The Governor-General, Dr. Peter Hollingworth, has denied being involved in a cover-up of allegations of sexual abuse at the Toowoomba Preparatory School in 1990, when he was the Anglican Archbishop of Brisbane.

In a statement released today, Dr. Hollingworth says he had only an ex-officio role on the school council: “Naturally then, I had no involvement whatsoever in the normal conduct of the affairs of the School.”

This is Hollingworth’s letter of February 25, 1991 regarding Toowoomba Preparatory School:


Full text of Governor-General Peter Hollingworth’s statement:

HollingworthFollowing civil action against the Diocese of Brisbane by a victim of sexual abuse at Toowoomba Preparatory School in 1990, questions have been raised relating to my responsibilities as the Archbishop of Brisbane.

In the days following the decision of the Supreme Court of Queensland, handed down 12 days ago, I felt that it was inappropriate to comment because of my position as Governor-General, especially where the decision may be subject to appeal.

However, as it has become clear that some people would use my silence not only to draw into controversy the standing of the office of Governor-General, but also to make completely unfounded allegations against me personally, I cannot stand by and allow this to continue.

Expressed in different forms, the essential criticisms are that:

  • I was involved in a cover-up of serious sexual abuse;
  • I lacked the compassion expected of an Archbishop in my relations with the students and parents affected; and
  • I should have accepted the resignation of the School’s Headmaster.

Before addressing these points, I want to express my continuing and absolute abhorrence of all forms of child abuse, most especially by those occupying positions of trust in what should be secure and nurturing environments, as my record over 41 years of community leadership and ministry would surely demonstrate.

I also want to express my profound sympathy to victims of child sexual abuse across Australian society, including those who suffered from the deeply offensive conduct of the Toowoomba Preparatory School housemaster, Mr Guy.

Within the organisational structure of the Diocese at the time, primary responsibility for the School rested with the Headmaster, staff and Council of the School, all of whom had had an excellent reputation for running a fine School.

As Archbishop, I had no more than an ex officio role on the School Council, without a vote.

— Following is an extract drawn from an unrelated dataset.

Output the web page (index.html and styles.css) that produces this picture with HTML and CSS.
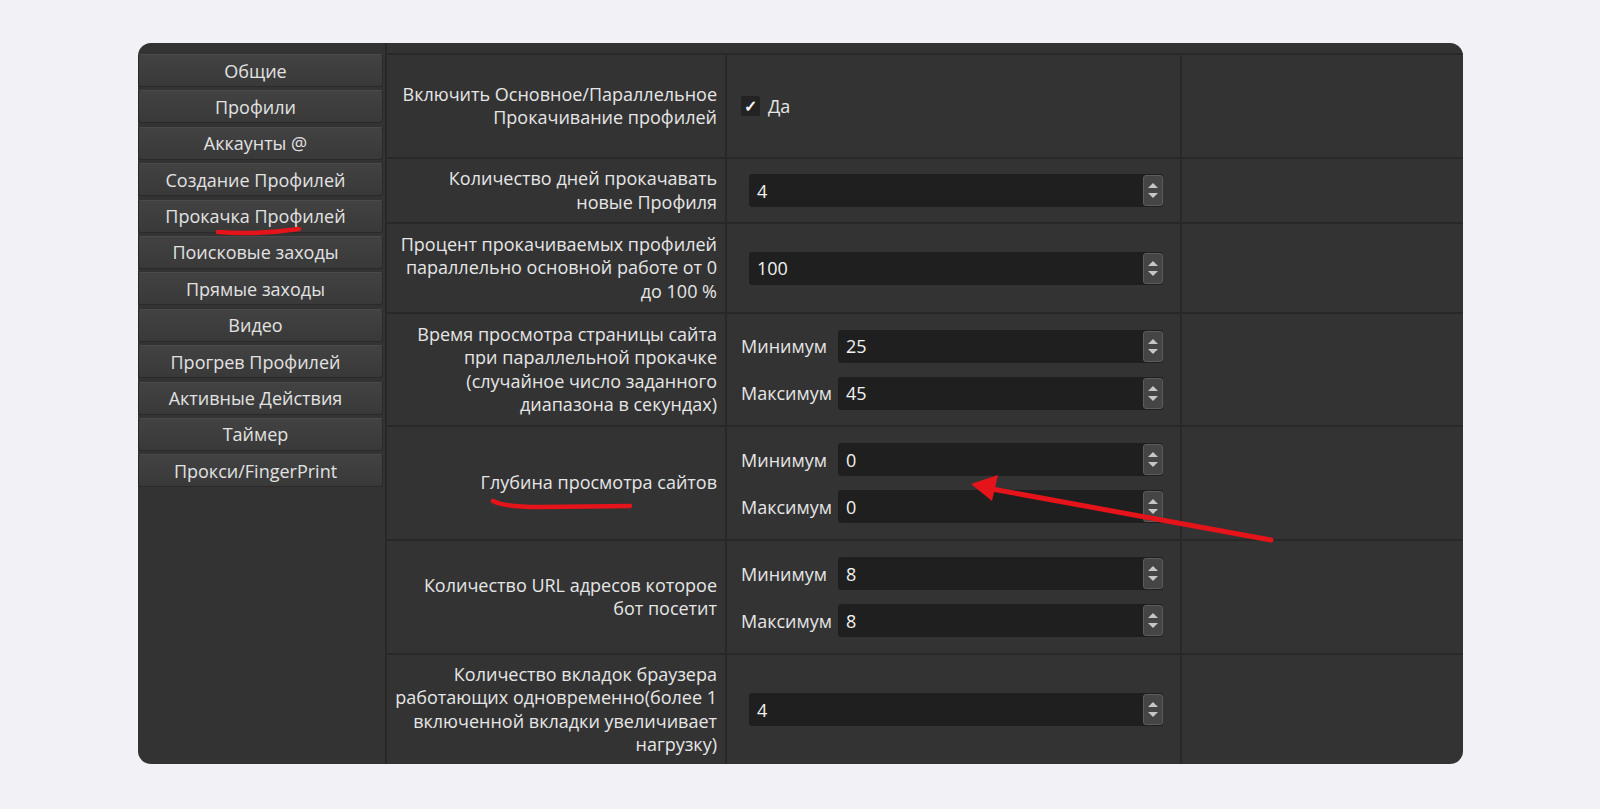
FILE: index.html
```html
<!DOCTYPE html>
<html lang="ru">
<head>
    <meta charset="UTF-8">
    <meta name="viewport" content="width=device-width, initial-scale=1.0">
    <title>Прокачка Профилей</title>
    <link rel="stylesheet" href="styles.css">
</head>
<body>
<div class="window">
    <nav class="sidebar">
        <div class="tab">Общие</div>
        <div class="tab">Профили</div>
        <div class="tab">Аккаунты @</div>
        <div class="tab">Создание Профилей</div>
        <div class="tab">Прокачка Профилей</div>
        <div class="tab">Поисковые заходы</div>
        <div class="tab">Прямые заходы</div>
        <div class="tab">Видео</div>
        <div class="tab">Прогрев Профилей</div>
        <div class="tab">Активные Действия</div>
        <div class="tab">Таймер</div>
        <div class="tab">Прокси/FingerPrint</div>
    </nav>

    <div class="settings">
        <div class="row r1">
            <div class="label">Включить Основное/Параллельное<br>Прокачивание профилей</div>
            <div class="field">
                <label class="check"><span class="box">&#10003;</span>Да</label>
            </div>
            <div class="spare"></div>
        </div>

        <div class="row r2">
            <div class="label">Количество дней прокачавать<br>новые Профиля</div>
            <div class="field">
                <div class="num"><span class="val">4</span><span class="spin"></span></div>
            </div>
            <div class="spare"></div>
        </div>

        <div class="row r3">
            <div class="label">Процент прокачиваемых профилей<br>параллельно основной работе от 0<br>до 100 %</div>
            <div class="field">
                <div class="num"><span class="val">100</span><span class="spin"></span></div>
            </div>
            <div class="spare"></div>
        </div>

        <div class="row r4">
            <div class="label">Время просмотра страницы сайта<br>при параллельной прокачке<br>(случайное число заданного<br>диапазона в секундах)</div>
            <div class="field range">
                <span class="sub">Минимум</span>
                <div class="num"><span class="val">25</span><span class="spin"></span></div>
                <span class="sub">Максимум</span>
                <div class="num"><span class="val">45</span><span class="spin"></span></div>
            </div>
            <div class="spare"></div>
        </div>

        <div class="row r5">
            <div class="label">Глубина просмотра сайтов</div>
            <div class="field range">
                <span class="sub">Минимум</span>
                <div class="num"><span class="val">0</span><span class="spin"></span></div>
                <span class="sub">Максимум</span>
                <div class="num"><span class="val">0</span><span class="spin"></span></div>
            </div>
            <div class="spare"></div>
        </div>

        <div class="row r6">
            <div class="label">Количество URL адресов которое<br>бот посетит</div>
            <div class="field range">
                <span class="sub">Минимум</span>
                <div class="num"><span class="val">8</span><span class="spin"></span></div>
                <span class="sub">Максимум</span>
                <div class="num"><span class="val">8</span><span class="spin"></span></div>
            </div>
            <div class="spare"></div>
        </div>

        <div class="row r7">
            <div class="label">Количество вкладок браузера<br>работающих одновременно(более 1<br>включенной вкладки увеличивает<br>нагрузку)</div>
            <div class="field">
                <div class="num"><span class="val">4</span><span class="spin"></span></div>
            </div>
            <div class="spare"></div>
        </div>
    </div>
</div>

<!-- red marks drawn over the screenshot -->
<svg class="marks" width="1600" height="809" viewBox="0 0 1600 809">
    <path d="M218 232 Q258 235 299 229" fill="none" stroke="#e5141a" stroke-width="4.5" stroke-linecap="round"/>
    <path d="M493 501 Q504 507 540 507 L630 506" fill="none" stroke="#e5141a" stroke-width="4.5" stroke-linecap="round"/>
    <line x1="992" y1="489" x2="1271" y2="540" stroke="#e5141a" stroke-width="5" stroke-linecap="round"/>
    <polygon points="971,484 998,475 992,501" fill="#e5141a"/>
</svg>
</body>
</html>
```

FILE: styles.css
```css
body {
    margin: 0;
    background-color: #f1f1f6;
    font-family: "Open Sans", "Noto Sans", sans-serif;
    font-size: 18px;
    color: #e6e6e6;
    position: relative;
}

.window {
    margin: 43px 0 0 138px;
    width: 1325px;
    height: 721px;
    background-color: #333333;
    border-radius: 13px;
    display: flex;
    overflow: hidden;
}

.sidebar {
    width: 245px;
    padding: 11px 2px 0 0;
    border-right: 2px solid #282828;
    display: flex;
    flex-direction: column;
    gap: 3.4px;
    flex-shrink: 0;
}

.tab {
    height: 33px;
    box-sizing: border-box;
    padding-right: 10px;
    background: linear-gradient(#424242, #393939);
    border: 1px solid #2a2a2a;
    border-top-color: #4a4a4a;
    border-radius: 3px;
    display: flex;
    align-items: center;
    justify-content: center;
    color: #e2e2e2;
    white-space: nowrap;
}

.settings {
    flex: 1;
    padding-top: 10px;
    display: flex;
    flex-direction: column;
}

.row {
    display: grid;
    grid-template-columns: 340px 455px 1fr;
    box-sizing: border-box;
    border-top: 2px solid #282828;
}

.r1 { height: 104px; }
.r2 { height: 65px; }
.r3 { height: 90px; }
.r4 { height: 113px; }
.r5 { height: 114px; }
.r6 { height: 114px; }
.r7 { flex: 1; }

.label {
    border-right: 2px solid #282828;
    display: flex;
    align-items: center;
    justify-content: flex-end;
    text-align: right;
    padding-right: 8px;
    line-height: 23.5px;
    white-space: nowrap;
}

.field {
    border-right: 2px solid #282828;
    display: flex;
    align-items: center;
    padding: 0 17px 0 22px;
}

.field.range {
    display: grid;
    grid-template-columns: 97px 1fr;
    align-content: center;
    row-gap: 14px;
    padding-left: 14px;
}

.sub {
    white-space: nowrap;
}

.num {
    flex: 1;
    height: 33px;
    background-color: #1f1f1f;
    border-radius: 3px;
    display: flex;
    align-items: center;
    justify-content: space-between;
    color: #f2f2f2;
}

.val {
    padding-left: 8px;
}

.spin {
    width: 20px;
    height: 31px;
    box-sizing: border-box;
    border: 1px solid #5c5c5c;
    border-radius: 3px;
    background-color: #454545;
    display: flex;
    flex-direction: column;
    align-items: center;
    justify-content: center;
    gap: 5px;
}

.spin:before {
    content: "";
    border-left: 5px solid transparent;
    border-right: 5px solid transparent;
    border-bottom: 5px solid #c6c6c6;
}

.spin:after {
    content: "";
    border-left: 5px solid transparent;
    border-right: 5px solid transparent;
    border-top: 5px solid #c6c6c6;
}

.check {
    display: flex;
    align-items: center;
    gap: 8px;
    margin-left: -8px;
}

.box {
    width: 19px;
    height: 20px;
    background-color: #232323;
    border-radius: 2px;
    display: flex;
    align-items: center;
    justify-content: center;
    font-size: 16px;
    font-weight: bold;
    color: #f4f4f4;
}

.marks {
    position: absolute;
    top: 0;
    left: 0;
    pointer-events: none;
}
```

I did not attend meetings of the School Council nor was I given any cause to do so. Naturally then, I had no involvement whatsoever in the normal conduct of the affairs of the School.

Following my appointment to the Diocese in March 1990, I first visited Toowoomba Preparatory School for the end of year Speech Day in the last week of November. I had no knowledge whatever, either before or on that day, of anything untoward at the School. I only became aware of Mr Guy’s activities some days later on 30 November, when he was charged by police. The clear priority then was to attend to the welfare of the children affected and the school community.

The circumstances of Mr Guy’s suicide on 18 December only served to reinforce the importance of this approach. This was made more difficult as the school year had ended, and the boarding students had dispersed and returned to their homes across Queensland and New South Wales.

Allegations of a cover-up are totally unfounded.

From the outset, I received advice from Diocesan officials that steps had been taken to address the welfare of the affected children and their families. I was told that the Council was being guided in its actions by legal advice, particularly to ensure that the position of the Diocese under its insurance policy was not prejudiced. A principal purpose of that policy was to meet any liability to those to whom the Diocese owed a duty of care.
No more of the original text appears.